Why A Mugging?01-16-2022
Adam Shatz, who has taught with me at Bard and spoken at Arendt Center Conferences and events, writes about his being assaulted, beaten up, and mugged in New York last month. Shatz who presents himself accurately as a white liberal who writes on race, writes that he is “not inclined to see my attackers as the wretched of the earth, much less to glamorize their violence as a kind of misdirected resistance to oppression. What happened was an act of senseless cruelty, not of social protest.” The argument that it is senseless—or as he later writes, “inexplicable”—is, in part, a refusal to label and define the act. There is a bravery in such humility, and yet also possibly a fear. Hannah Arendt writes that we should not seek to understand the present by analogizing it to the past. We need to seek to comprehend the present on its own terms, and Shatz rightly resists easy analogies. At the same time, it does seem necessary to understand the rise of such seemingly senseless violence on all sides of the political spectrum and around the world. There is a real loss of faith in political, social, and educational institutions; feelings of powerlessness and superfluousness, and loneliness are widespread; meaninglessness pervades our culture and in such a world, senseless violence can be purposive or simply fun. In any case, it is hard to understand, and Shatz’s reflections make that difficulty vivid.
I’m not inclined to see my attackers as the wretched of the earth, much less to glamorize their violence as a kind of misdirected resistance to oppression. What happened was an act of senseless cruelty, not of social protest. But in their eyes, I might have symbolized the white, middle-class world that excluded them, providing a convenient target for their anger. In any event, the desire to make oneself strong by making others feel weak, to act out “dreams of aggressive vitality” at someone else’s expense, this desire has to be incubated somewhere. We are not born with it, any more than we are born with a desire to shoot people in schools.
My attackers had escaped into the housing project on West Seventeenth, and the police seemed to think that they lived there. Perhaps, having known too much violence, alienation, and powerlessness in their own lives, they had found an exhilarating rush of power by lashing out at a perceived beneficiary of privilege whose vulnerability in that moment made him a soft target.
Or perhaps not. After all, the vast majority of people who grow up in such conditions do not turn to violence, and, in fact, are far more likely than people like me to become its victims. What is more, the urban poor have no monopoly over acts of arbitrary aggression, which may have less to do with social marginalization than with the violent nihilism and unhinged machismo that have become distressingly common in America generally, whether in the form of fraternity hazings, mass shootings, or invasions of the Capitol. As H. Rap Brown once said, “violence is as American as cherry pie.”
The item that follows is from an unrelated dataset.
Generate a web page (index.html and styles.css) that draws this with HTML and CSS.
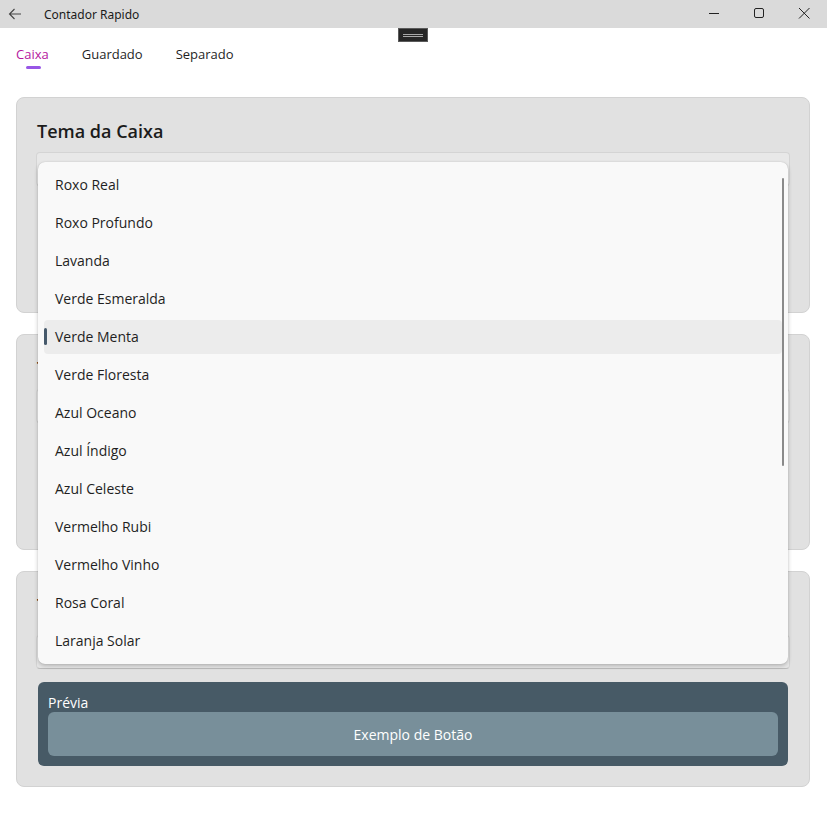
FILE: index.html
```html
<!DOCTYPE html>
<html lang="pt">
<head>
  <meta charset="UTF-8" />
  <meta name="viewport" content="width=device-width, initial-scale=1.0"/>
  <title>Contador Rapido</title>

  <link rel="stylesheet" href="styles.css">
</head>

<body>
  <div class="titlebar">
    <svg class="back" width="16" height="16" viewBox="0 0 16 16">
      <path d="M14 8H2.5M7.5 3L2.5 8l5 5" fill="none" stroke="#444" stroke-width="1.1"/>
    </svg>
    <span class="app-title">Contador Rapido</span>
    <div class="window-buttons">
      <svg width="46" height="28" viewBox="0 0 46 28">
        <path d="M18 13.5h10" stroke="#222" stroke-width="1"/>
      </svg>
      <svg width="46" height="28" viewBox="0 0 46 28">
        <rect x="18.5" y="8.5" width="9" height="9" rx="1.5" fill="none" stroke="#222" stroke-width="1"/>
      </svg>
      <svg width="46" height="28" viewBox="0 0 46 28">
        <path d="M18 8l10.5 10.5M28.5 8L18 18.5" stroke="#222" stroke-width="1"/>
      </svg>
    </div>
    <div class="handle"><span></span><span></span></div>
  </div>

  <div class="tabs">
    <div class="tab active">Caixa</div>
    <div class="tab">Guardado</div>
    <div class="tab">Separado</div>
  </div>

  <div class="content">
    <div class="card">
      <h2>Tema da Caixa</h2>
      <div class="combo"></div>
    </div>

    <div class="card">
      <h2>Tema do Guardado</h2>
      <div class="combo"></div>
    </div>

    <div class="card">
      <h2>Tema do Separado</h2>
      <div class="combo"></div>
      <div class="preview">
        <div class="preview-label">Prévia</div>
        <div class="preview-button">Exemplo de Botão</div>
      </div>
    </div>
  </div>

  <div class="dropdown">
    <div class="option">Roxo Real</div>
    <div class="option">Roxo Profundo</div>
    <div class="option">Lavanda</div>
    <div class="option">Verde Esmeralda</div>
    <div class="option selected">Verde Menta</div>
    <div class="option">Verde Floresta</div>
    <div class="option">Azul Oceano</div>
    <div class="option">Azul Índigo</div>
    <div class="option">Azul Celeste</div>
    <div class="option">Vermelho Rubi</div>
    <div class="option">Vermelho Vinho</div>
    <div class="option">Rosa Coral</div>
    <div class="option">Laranja Solar</div>
    <div class="scrollbar"></div>
  </div>
</body>
</html>
```

FILE: styles.css
```css
body {
  font-family: "Open Sans", "Noto Sans", sans-serif;
  margin: 0;
  padding: 0;
  color: #1b1b1b;
  background: #fff;
  width: 827px;
  height: 827px;
  overflow: hidden;
  position: relative;
}

.titlebar {
  height: 28px;
  background: #dadada;
  display: flex;
  align-items: center;
  position: relative;
}

.back {
  margin-left: 7px;
}

.app-title {
  font-family: "Noto Sans", sans-serif;
  font-size: 12px;
  margin-left: 21px;
  color: #1a1a1a;
}

.window-buttons {
  margin-left: auto;
  display: flex;
}

.window-buttons svg {
  display: block;
  margin-left: -1px;
}

.handle {
  position: absolute;
  left: 398px;
  top: 28px;
  width: 28px;
  height: 12px;
  background: #262626;
  border: 1px solid #5a5a5a;
  display: flex;
  flex-direction: column;
  justify-content: center;
  gap: 1px;
  align-items: center;
}

.handle span {
  display: block;
  width: 20px;
  height: 1px;
  background: #a8a8a8;
}

.tabs {
  display: flex;
  gap: 33px;
  padding: 17px 16px 0;
  height: 53px;
  box-sizing: border-box;
}

.tab {
  font-size: 13px;
  color: #1f1f1f;
  position: relative;
  height: 19px;
}

.tab.active {
  color: #b5179e;
}

.tab.active::after {
  content: "";
  position: absolute;
  left: 10px;
  width: 15px;
  top: 21px;
  height: 3px;
  border-radius: 2px;
  background: #9856e6;
}

.content {
  padding: 16px 17px 0 16px;
  display: flex;
  flex-direction: column;
  gap: 21px;
}

.card {
  height: 216px;
  box-sizing: border-box;
  background: #e1e1e1;
  border: 1px solid #d2d2d2;
  border-radius: 8px;
  padding: 21px 20px 0 20px;
}

.card h2 {
  font-size: 18px;
  font-weight: 600;
  margin: 0 0 9px;
  line-height: 24px;
}

.combo {
  height: 32px;
  background: #e8e8e8;
  border: 1px solid #d4d4d4;
  border-bottom-color: #bcbcbc;
  border-radius: 4px;
  margin-left: -1px;
  margin-right: -1px;
}

.card:last-child .combo {
  margin-top: 18px;
}

.preview {
  margin: 13px 1px 0;
  height: 84px;
  box-sizing: border-box;
  background: #475a66;
  border-radius: 6px;
  padding: 10px 10px 0;
  color: #fff;
}

.preview-label {
  font-size: 14px;
  line-height: 20px;
  padding-top: 1px;
  margin-bottom: -1px;
}

.preview-button {
  height: 44px;
  background: #788f9a;
  border-radius: 6px;
  display: flex;
  align-items: center;
  justify-content: center;
  font-size: 14px;
}

.dropdown {
  position: absolute;
  left: 38px;
  top: 162px;
  width: 750px;
  height: 502px;
  box-sizing: border-box;
  padding: 4px 0;
  background: #f9f9f9;
  border-radius: 7px;
  box-shadow: 0 2px 4px rgba(0, 0, 0, 0.22), 0 0 1px rgba(0, 0, 0, 0.2);
}

.option {
  height: 38px;
  box-sizing: border-box;
  padding-bottom: 2px;
  display: flex;
  align-items: center;
  padding-left: 17px;
  font-size: 14px;
  color: #1f1f1f;
  position: relative;
  isolation: isolate;
}

.option.selected::before {
  content: "";
  position: absolute;
  left: 6px;
  right: 6px;
  top: 2px;
  bottom: 2px;
  background: #ececec;
  border-radius: 4px;
  z-index: -1;
}

.option.selected::after {
  content: "";
  position: absolute;
  left: 6px;
  top: 10px;
  width: 3px;
  height: 17px;
  border-radius: 2px;
  background: #46596b;
}

.scrollbar {
  position: absolute;
  right: 4px;
  top: 16px;
  width: 2px;
  height: 288px;
  border-radius: 1px;
  background: #8a8a8a;
}
```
When Allen Ginsberg was mugged, in 1974, he “went down shouting Om Ah Hum,” then “rose from the cardboard mattress thinking Om Ah Hum/didn’t stop em enough.” My reflex is to turn for reassurance to sociology rather than Buddhism, but with equally disappointing results. I do not know my attackers any more than they know me; I can’t begin to judge why they chose me. Their attack is, in some sense, inexplicable.